An opportunity missed
From: David Pinder, chair, Mirfield Community Partnership
Entirely due to its own incompetence Kirklees Council is without a local development plan.
As a direct consequence of this they are assailed by national building firms determined to cram in as many poorly-built houses as they can without regard to either the environment or the local residents.
Sadly Kirklees Council’s record in imposing and achieving ‘Section 106 contributions’ from these large firms is equally woeful.
Therefore it is doubly ignorant of Coun Paul Kane to seek to impose an unjustified contribution from a small local family building firm.
Ignorant in the sense that it is arrogant and bullying; ignorant in that it shows a complete lack of local knowledge of the work which Darren Smith regularly undertakes in the local community.

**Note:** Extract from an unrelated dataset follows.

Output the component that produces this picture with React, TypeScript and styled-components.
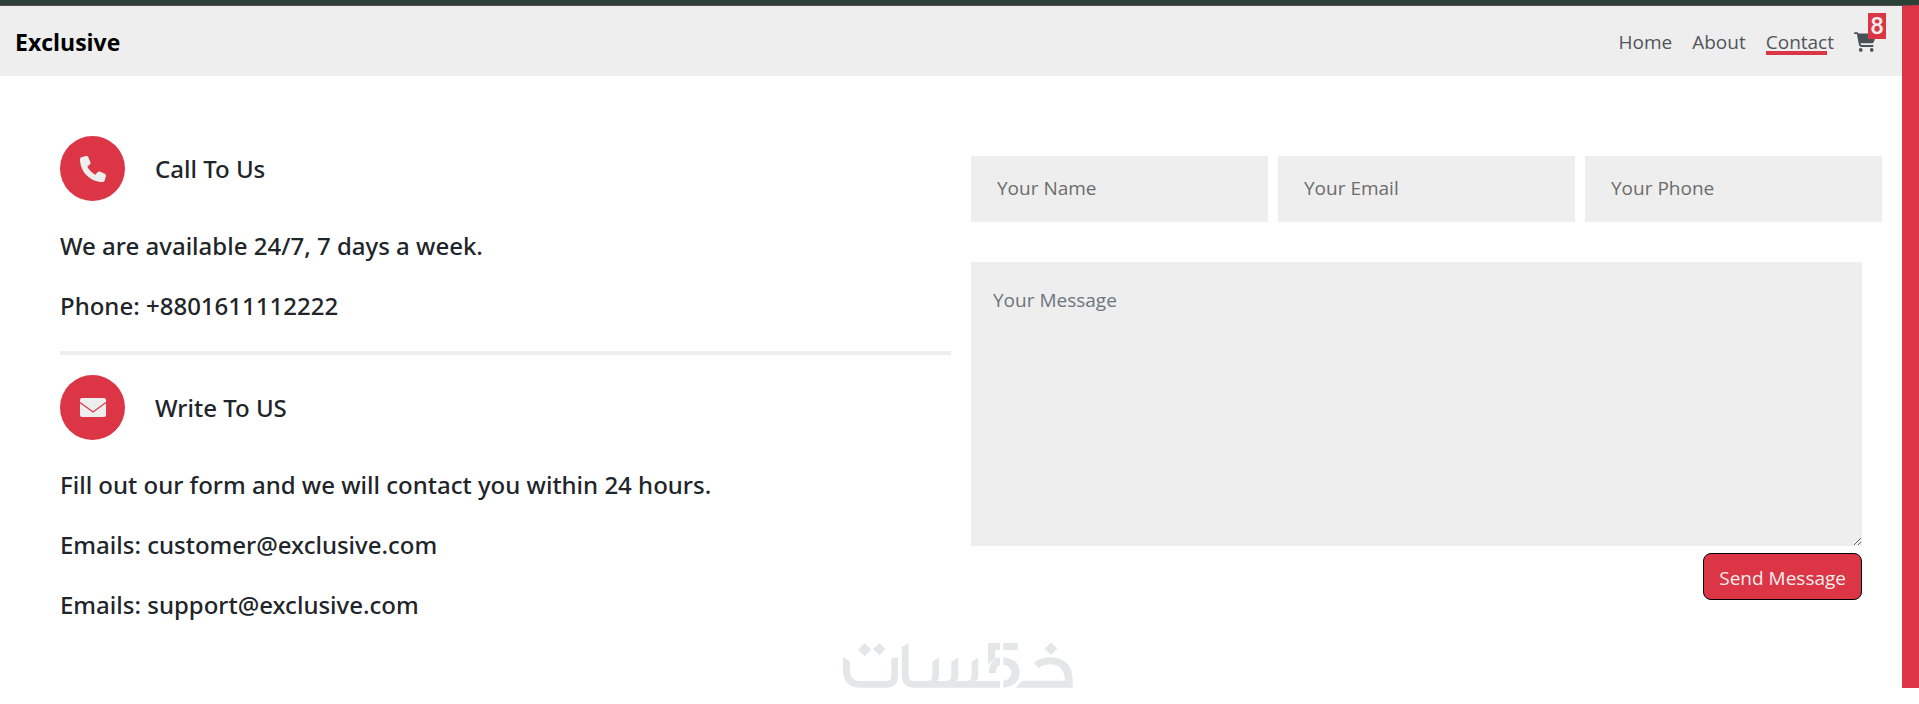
import React from 'react';
import styled, { createGlobalStyle } from 'styled-components';
import { FaCartShopping, FaPhone } from 'react-icons/fa6';

const red = '#dc3545';
const panel = '#eeeeee';

const GlobalStyle = createGlobalStyle`
  *, *::before, *::after { box-sizing: border-box; }
  body {
    margin: 0;
    background: #ffffff;
    color: #212529;
    font-family: 'Open Sans', 'Noto Sans', sans-serif;
    font-size: 19px;
    line-height: 30px;
  }
`;

const Page = styled.div`
  display: flex;
  flex-direction: column;
  min-height: 100vh;
  padding-bottom: 16px;
  border-top: 5px solid #2b4037;
`;

const Frame = styled.div`
  flex: 1;
  display: flex;
  flex-direction: column;
  border-top: 1px solid #5a4a50;
  border-right: 17px solid ${red};
`;

const Navbar = styled.header`
  display: flex;
  align-items: center;
  justify-content: space-between;
  height: 70px;
  padding: 2px 26px 0 15px;
  background: ${panel};
`;

const Brand = styled.a`
  color: #000000;
  font-size: 23px;
  font-weight: 700;
  text-decoration: none;
`;

const Nav = styled.nav`
  display: flex;
  align-items: center;
  gap: 20px;
`;

const NavLink = styled.a<{ $active?: boolean }>`
  position: relative;
  color: #515559;
  text-decoration: none;

  &::after {
    content: '';
    display: ${(p) => (p.$active ? 'block' : 'none')};
    position: absolute;
    left: 0;
    bottom: 2px;
    width: 90%;
    height: 4px;
    background: ${red};
  }
`;

const CartLink = styled.a`
  position: relative;
  display: flex;
  color: #495057;
`;

const Badge = styled.span`
  position: absolute;
  top: -18px;
  left: 14px;
  width: 18px;
  background: ${red};
  color: ${panel};
  font: 500 24px/26px Roboto, sans-serif;
  text-align: center;
`;

const Main = styled.main`
  flex: 1;
  display: grid;
  grid-template-columns: 1fr 1fr;
  align-items: start;
  gap: 20px;
  padding: 60px 40px 0 60px;
`;

const Block = styled.section`
  & + & {
    margin-top: 20px;
  }
`;

const BlockHead = styled.div`
  display: flex;
  align-items: center;
  gap: 30px;
  margin-bottom: 30px;
`;

const Disc = styled.span`
  display: grid;
  place-items: center;
  width: 65px;
  height: 65px;
  border-radius: 50%;
  background: ${red};
  color: ${panel};
`;

const Title = styled.h2`
  margin: 0;
  font-family: 'Noto Sans', sans-serif;
  font-size: 24px;
  font-weight: 500;
`;

const Line = styled.p`
  margin: 0 0 30px;
  font-family: 'Noto Sans', sans-serif;
  font-size: 24px;
  font-weight: 500;

  &:last-child {
    margin-bottom: 0;
  }
`;

const Divider = styled.hr`
  height: 4px;
  margin: 0;
  border: 0;
  background: #eceef0;
`;

const Form = styled.form`
  display: flex;
  flex-direction: column;
  align-items: flex-end;
  padding-top: 20px;
`;

const FieldRow = styled.div`
  align-self: stretch;
  display: grid;
  grid-template-columns: repeat(3, 1fr);
  gap: 10px;
  margin: 0 -20px 40px 0;
`;

const Field = styled.input`
  min-width: 0;
  height: 66px;
  padding: 0 26px 2px;
  border: 0;
  border-radius: 0;
  background: ${panel};
  font: inherit;

  &::placeholder {
    color: #6c6c6c;
    opacity: 1;
  }
`;

const Message = styled.textarea`
  align-self: stretch;
  height: 284px;
  padding: 23px 22px;
  border: 0;
  background: ${panel};
  font: inherit;
  resize: both;

  &::placeholder {
    color: #6c757d;
    opacity: 1;
  }
`;

const SendButton = styled.button`
  height: 47px;
  margin-top: 7px;
  padding: 2px 15px 0;
  border: 1px solid #000000;
  border-radius: 8px;
  background: ${red};
  color: ${panel};
  font: inherit;
`;

const Mark = styled.svg`
  display: block;
  align-self: center;
  flex: none;
  margin-right: -15px;
`;

const EnvelopeIcon = () => (
  <svg width="26" height="22" viewBox="0 0 26 22" aria-hidden="true">
    <rect y="1" width="26" height="19" rx="2" fill="currentColor" />
    <path d="M0 5.5 L13 15 L26 5.5" fill="none" stroke={red} strokeWidth="1.2" />
  </svg>
);

const Watermark = () => (
  <Mark width="232" height="45" viewBox="0 0 696 135" fill="#e5e6e7" aria-hidden="true">
    <path d="M65 0 L85 20 L65 40 L45 20 Z M109 0 L128 18 L109 37 L90 18 Z" />
    <path d="M0 43 L21 55 V80 Q21 114 52 114 H130 Q145 114 145 98 V44 H165 V98 Q165 134 130 134 H55 Q0 134 0 80 Z" />
    <path d="M176 13 L197 0 V95 Q197 114 215 114 H250 Q268 114 268 95 V57 L288 43 V95 Q288 108 282 114 H307 Q325 114 325 95 V57 L346 43 V95 Q346 108 340 114 H368 Q386 114 386 95 V57 L406 43 V95 Q406 108 400 114 H471 V134 H215 Q176 134 176 95 Z" />
    <path d="M435 0 H471 V21 H457 V48 Q443 54 435 64 Z M481 0 H524 V21 H481 Z" />
    <path d="M437 90 Q440 48 471 43 V65 Q459 68 459 90 Z M481 43 Q530 48 530 88 Q528 130 481 134 V113 Q505 110 505 88 Q505 68 481 65 Z" />
    <path d="M624 -2 L643 17 L624 36 L605 17 Z M518 134 L538 113 H666 Q664 64 622 64 Q600 64 587 76 L573 60 Q592 43 622 43 Q689 46 689 113 V134 Z" />
  </Mark>
);

const App = () => (
  <>
    <GlobalStyle />
    <Page>
      <Frame>
        <Navbar>
          <Brand href="#">Exclusive</Brand>
          <Nav>
            <NavLink href="#home">Home</NavLink>
            <NavLink href="#about">About</NavLink>
            <NavLink href="#contact" $active>Contact</NavLink>
            <CartLink href="#cart" aria-label="Cart">
              <FaCartShopping size={22} />
              <Badge>8</Badge>
            </CartLink>
          </Nav>
        </Navbar>
        <Main>
          <div>
            <Block>
              <BlockHead>
                <Disc><FaPhone size={26} /></Disc>
                <Title>Call To Us</Title>
              </BlockHead>
              <Line>We are available 24/7, 7 days a week.</Line>
              <Line>Phone: +8801611112222</Line>
              <Divider />
            </Block>
            <Block>
              <BlockHead>
                <Disc><EnvelopeIcon /></Disc>
                <Title>Write To US</Title>
              </BlockHead>
              <Line>Fill out our form and we will contact you within 24 hours.</Line>
              <Line>Emails: customer@exclusive.com</Line>
              <Line>Emails: support@exclusive.com</Line>
            </Block>
          </div>
          <Form>
            <FieldRow>
              <Field type="text" aria-label="Your Name" placeholder="Your Name" />
              <Field type="email" aria-label="Your Email" placeholder="Your Email" />
              <Field type="tel" aria-label="Your Phone" placeholder="Your Phone" />
            </FieldRow>
            <Message aria-label="Your Message" placeholder="Your Message" />
            <SendButton type="button">Send Message</SendButton>
          </Form>
        </Main>
        <Watermark />
      </Frame>
    </Page>
  </>
);

export default App;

Under the current regulations, Kirklees has no grounds for demanding any contribution from this project; a project which will, in fact, enable more people to actually downsize – thus freeing up more housing for young families.
However, in partnership with Mirfield Community Partnership, the Canal and River Trust and other partners, Darren Smith has already resurfaced the area around the nearby church, completely rebuilt a large stretch of dry stone wall, repaired and resurfaced a long stretch of towpath, planted flowerbeds and trees; and most recently, in partnership with the above organisations and the local Co-op, completely renovated, relaid and enhanced a further long stretch of previously neglected towpath along the river.
Most significantly, instead of seeking to cram in more flats Darren Smith is offering to build a new community centre and library.
One might have thought that, at a time when Kirklees claim to be desperately trying not to close libraries, they would have jumped at the chance of this entirely voluntary and generous gesture.
Critics often claim that the Labour Cabinet in Kirklees will always seek to prevent Mirfield thriving – whether that is true or not they have the perfect opportunity here to show that they have the best interests of Mirfield residents at heart.
If Coun Kane has the time and inclination I would be happy to meet up with him on site and show him that this local firm has already done much more to enhance the community and environment then could be expected under Section 106 payments which, in any case, do not even apply under this development.